(begin)
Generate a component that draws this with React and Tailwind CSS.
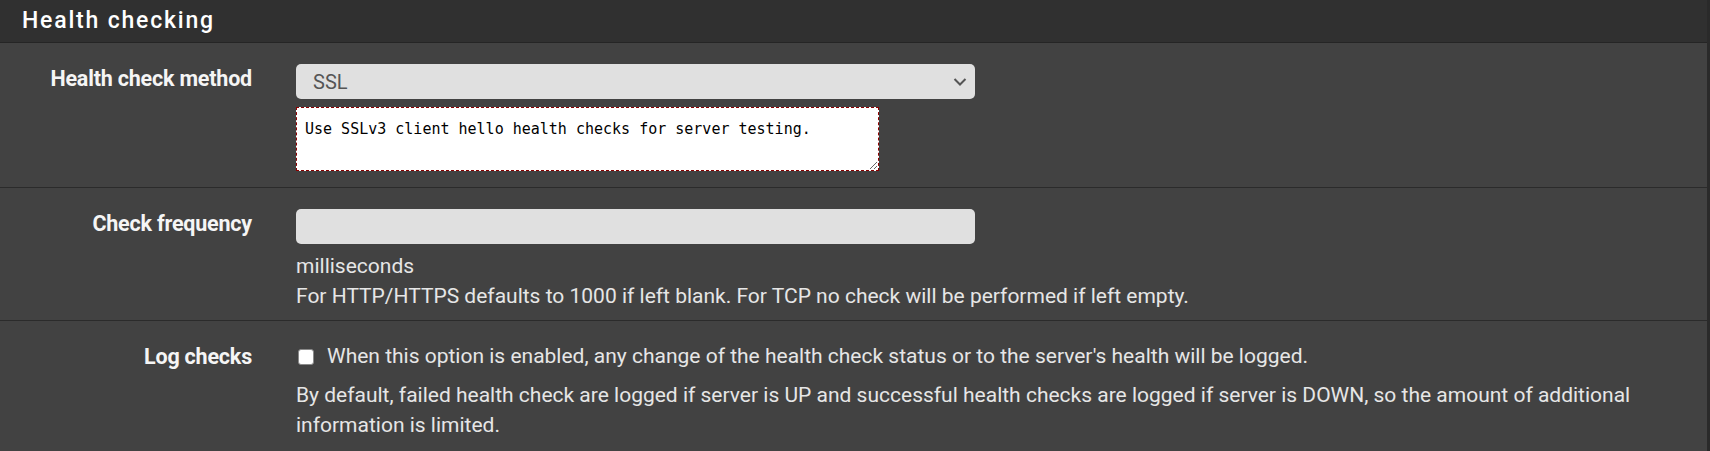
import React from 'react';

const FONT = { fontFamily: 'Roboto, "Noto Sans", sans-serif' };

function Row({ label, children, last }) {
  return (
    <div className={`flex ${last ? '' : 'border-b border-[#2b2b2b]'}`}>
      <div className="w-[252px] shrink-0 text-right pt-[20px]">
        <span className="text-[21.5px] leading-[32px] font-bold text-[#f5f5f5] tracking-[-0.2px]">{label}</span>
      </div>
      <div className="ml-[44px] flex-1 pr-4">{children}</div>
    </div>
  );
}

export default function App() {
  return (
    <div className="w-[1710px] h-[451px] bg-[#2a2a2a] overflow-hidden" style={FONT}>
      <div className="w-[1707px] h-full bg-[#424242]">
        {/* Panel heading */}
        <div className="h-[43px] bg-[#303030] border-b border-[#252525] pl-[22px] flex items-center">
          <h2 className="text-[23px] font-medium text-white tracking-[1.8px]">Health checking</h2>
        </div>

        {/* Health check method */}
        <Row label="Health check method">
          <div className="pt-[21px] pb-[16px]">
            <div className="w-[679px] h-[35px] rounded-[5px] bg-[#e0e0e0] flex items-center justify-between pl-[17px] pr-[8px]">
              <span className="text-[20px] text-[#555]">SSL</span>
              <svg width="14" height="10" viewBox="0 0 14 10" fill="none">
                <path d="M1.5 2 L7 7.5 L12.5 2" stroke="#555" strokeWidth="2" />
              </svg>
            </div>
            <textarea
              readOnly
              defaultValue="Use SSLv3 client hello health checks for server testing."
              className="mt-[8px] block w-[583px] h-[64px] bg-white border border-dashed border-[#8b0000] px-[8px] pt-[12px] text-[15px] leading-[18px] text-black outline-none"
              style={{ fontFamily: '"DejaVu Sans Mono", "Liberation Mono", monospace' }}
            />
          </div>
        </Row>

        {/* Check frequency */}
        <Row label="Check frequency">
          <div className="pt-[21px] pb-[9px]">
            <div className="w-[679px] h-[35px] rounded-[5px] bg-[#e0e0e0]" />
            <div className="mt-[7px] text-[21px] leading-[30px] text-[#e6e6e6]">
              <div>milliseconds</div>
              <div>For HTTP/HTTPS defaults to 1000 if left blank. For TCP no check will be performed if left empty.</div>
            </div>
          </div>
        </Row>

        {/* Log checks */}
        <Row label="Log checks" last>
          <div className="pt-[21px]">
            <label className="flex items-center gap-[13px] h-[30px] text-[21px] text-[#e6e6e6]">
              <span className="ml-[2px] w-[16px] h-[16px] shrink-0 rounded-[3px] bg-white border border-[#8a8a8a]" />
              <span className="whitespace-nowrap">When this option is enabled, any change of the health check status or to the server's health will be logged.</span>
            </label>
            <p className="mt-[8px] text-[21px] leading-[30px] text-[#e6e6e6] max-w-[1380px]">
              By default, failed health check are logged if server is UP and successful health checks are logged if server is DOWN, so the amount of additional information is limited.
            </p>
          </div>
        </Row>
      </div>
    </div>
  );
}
(end)
**DESCRIPTION OF THE TASK:**
Go through the listing above and quote it exactly, apart from its images.

**RESPONSE BELOW:**
Generate a component that draws this with React and Tailwind CSS.
import React from 'react';

const FONT = { fontFamily: 'Roboto, "Noto Sans", sans-serif' };

function Row({ label, children, last }) {
  return (
    <div className={`flex ${last ? '' : 'border-b border-[#2b2b2b]'}`}>
      <div className="w-[252px] shrink-0 text-right pt-[20px]">
        <span className="text-[21.5px] leading-[32px] font-bold text-[#f5f5f5] tracking-[-0.2px]">{label}</span>
      </div>
      <div className="ml-[44px] flex-1 pr-4">{children}</div>
    </div>
  );
}

export default function App() {
  return (
    <div className="w-[1710px] h-[451px] bg-[#2a2a2a] overflow-hidden" style={FONT}>
      <div className="w-[1707px] h-full bg-[#424242]">
        {/* Panel heading */}
        <div className="h-[43px] bg-[#303030] border-b border-[#252525] pl-[22px] flex items-center">
          <h2 className="text-[23px] font-medium text-white tracking-[1.8px]">Health checking</h2>
        </div>

        {/* Health check method */}
        <Row label="Health check method">
          <div className="pt-[21px] pb-[16px]">
            <div className="w-[679px] h-[35px] rounded-[5px] bg-[#e0e0e0] flex items-center justify-between pl-[17px] pr-[8px]">
              <span className="text-[20px] text-[#555]">SSL</span>
              <svg width="14" height="10" viewBox="0 0 14 10" fill="none">
                <path d="M1.5 2 L7 7.5 L12.5 2" stroke="#555" strokeWidth="2" />
              </svg>
            </div>
            <textarea
              readOnly
              defaultValue="Use SSLv3 client hello health checks for server testing."
              className="mt-[8px] block w-[583px] h-[64px] bg-white border border-dashed border-[#8b0000] px-[8px] pt-[12px] text-[15px] leading-[18px] text-black outline-none"
              style={{ fontFamily: '"DejaVu Sans Mono", "Liberation Mono", monospace' }}
            />
          </div>
        </Row>

        {/* Check frequency */}
        <Row label="Check frequency">
          <div className="pt-[21px] pb-[9px]">
            <div className="w-[679px] h-[35px] rounded-[5px] bg-[#e0e0e0]" />
            <div className="mt-[7px] text-[21px] leading-[30px] text-[#e6e6e6]">
              <div>milliseconds</div>
              <div>For HTTP/HTTPS defaults to 1000 if left blank. For TCP no check will be performed if left empty.</div>
            </div>
          </div>
        </Row>

        {/* Log checks */}
        <Row label="Log checks" last>
          <div className="pt-[21px]">
            <label className="flex items-center gap-[13px] h-[30px] text-[21px] text-[#e6e6e6]">
              <span className="ml-[2px] w-[16px] h-[16px] shrink-0 rounded-[3px] bg-white border border-[#8a8a8a]" />
              <span className="whitespace-nowrap">When this option is enabled, any change of the health check status or to the server's health will be logged.</span>
            </label>
            <p className="mt-[8px] text-[21px] leading-[30px] text-[#e6e6e6] max-w-[1380px]">
              By default, failed health check are logged if server is UP and successful health checks are logged if server is DOWN, so the amount of additional information is limited.
            </p>
          </div>
        </Row>
      </div>
    </div>
  );
}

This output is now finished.